Ethnically Pacific Island men and women began to matriculate from the Coast Guard Academy in the 1960s. In 1968, Chamorro-American Juan Salas graduated from the Academy. He was the first known Pacific Island-American to matriculate from the Academy and the first native of Guam to graduate from any U.S. military academy. In 1986, he also became the first Guam native to command a U.S. vessel. Also, in 1986, Filipino-American Emily Salanio became the first known Pacific Island-American female to graduate from the Academy. Seven years earlier, in 1979, Filipino Wilfredo Tamayo completed the Academy’s International Cadet Program. He was the first graduate of the program and he later became the 22nd commandant of the Philippine Coast Guard.
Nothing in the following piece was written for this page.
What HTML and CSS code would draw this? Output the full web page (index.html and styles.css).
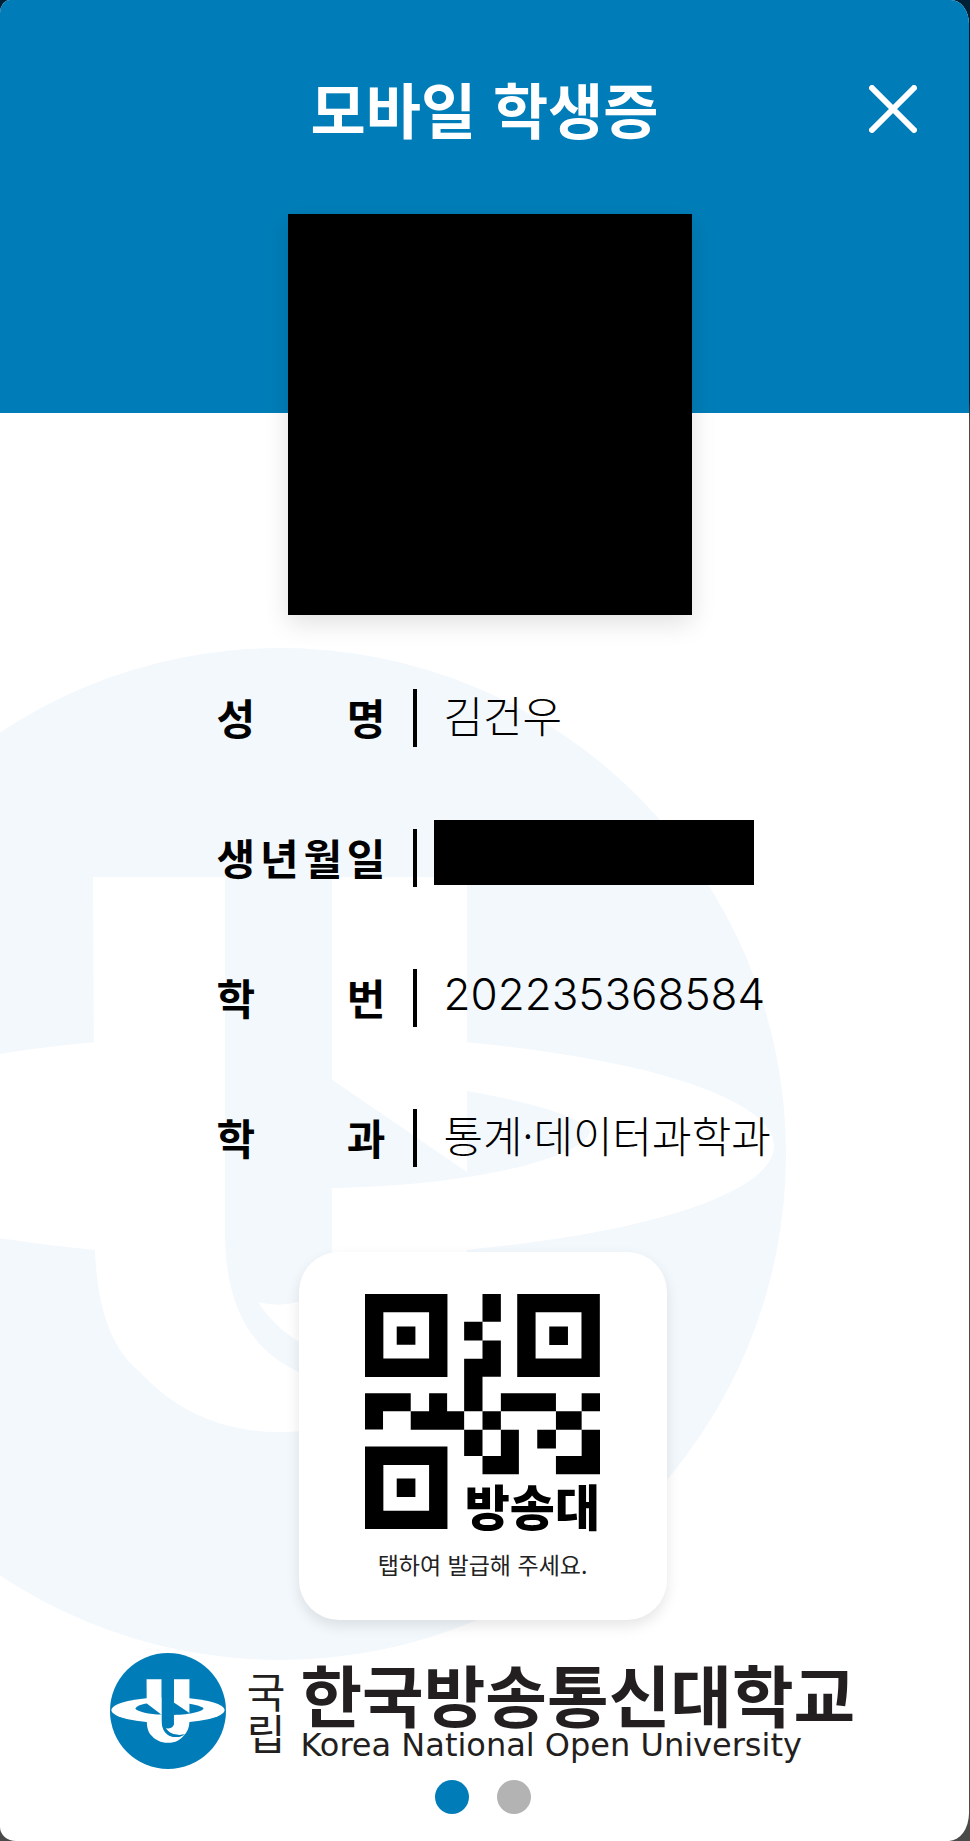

Recent decades have seen Asian and Pacific Island service members enter senior officer and enlisted levels in all branches of the service. For example, 1958 saw Manuel Tubella transfer from the Marine Corps to become the service’s first minority Coast Guard aviator eventually advancing to the rank of captain. The 21st century has seen further Asian and Pacific Islander firsts. In 2013, Rear Adm. Joseph Vojvodich became the Coast Guard’s first Asian-American flag officer and, in 2016, Rear Adm. Andrew Tiongson became the service’s first Pacific Island-American flag officer.
For over 160 years, thousands of ethnically Asian and Pacific-Island men and women have served with distinction in the U.S. Coast Guard. They have been diligent members of the long blue line and they will play an important role in shaping the service in the 21st century.